No caso dos “gatos”, parece evidente que a solução não depende só do setor de energia. Trata-se de um caso de polícia, e como tal deve ser encarado. De acordo com o artigo 155 do Código Penal, constitui crime “subtrair para si ou para outrem coisa alheia móvel” — “equipara-se à coisa móvel a energia elétrica ou qualquer outra que tenha valor econômico”. A pena prevista é de um a quatro anos de reclusão e multa.
Não é, sem dúvida, questão simples de resolver. Em geral, funcionários de concessionárias não conseguem entrar em áreas conflagradas nem para fazer reparos, quanto mais para desfazer conexões ilegais. A própria polícia encontra dificuldades nas incursões, pois os bandidos costumam erguer barricadas nas comunidades. Territórios são controlados por organizações criminosas que impõem ali suas próprias leis. Furtam energia, sinal de TV, internet, depois cobram taxas dos moradores pelos serviços ilegais. O achaque é hoje uma das principais fontes de renda tanto das quadrilhas de traficantes quanto de milicianos.

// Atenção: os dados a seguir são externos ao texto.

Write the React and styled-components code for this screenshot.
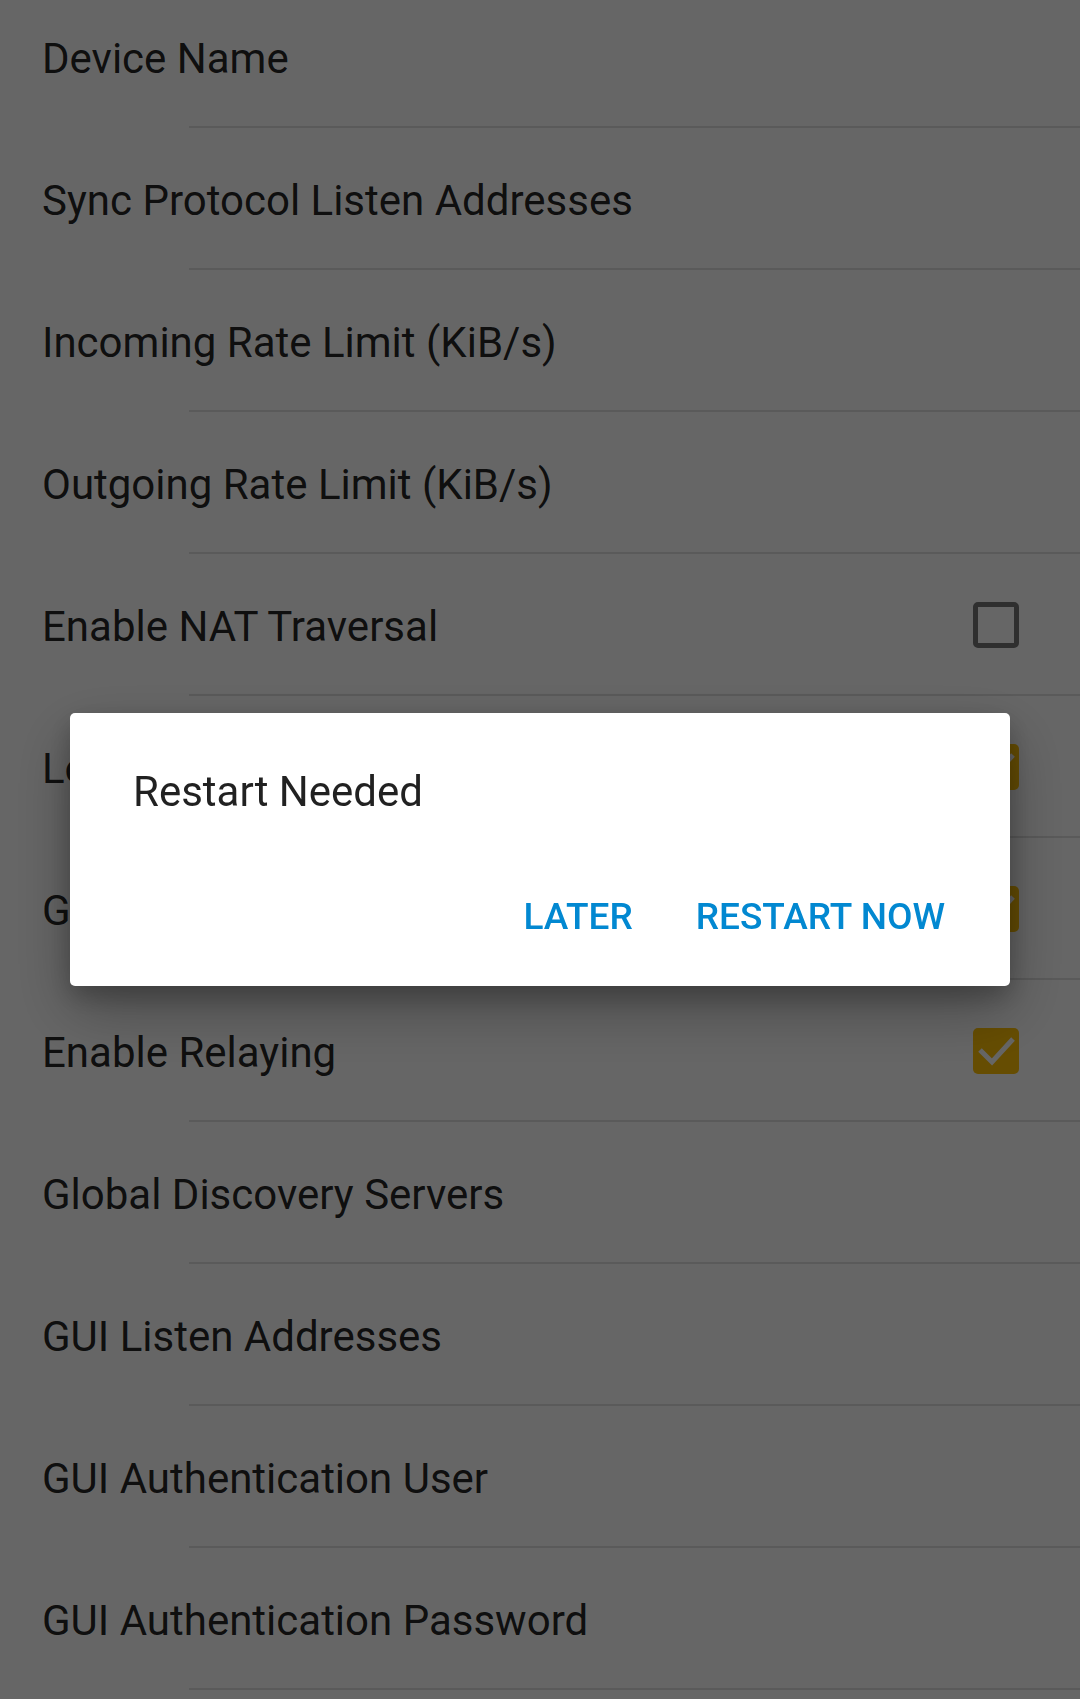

Mas não se pode ter leniência com o crime, porque direta ou indiretamente quem acaba punido é o consumidor, obrigado a pagar mais pelo serviço. As autoridades de segurança têm o dever de coibir furtos de energia, até porque eles ajudam as quadrilhas a se capitalizar. Não fazer nada ou tratar o problema como algo menor só estimula a proliferação dos “gatos”.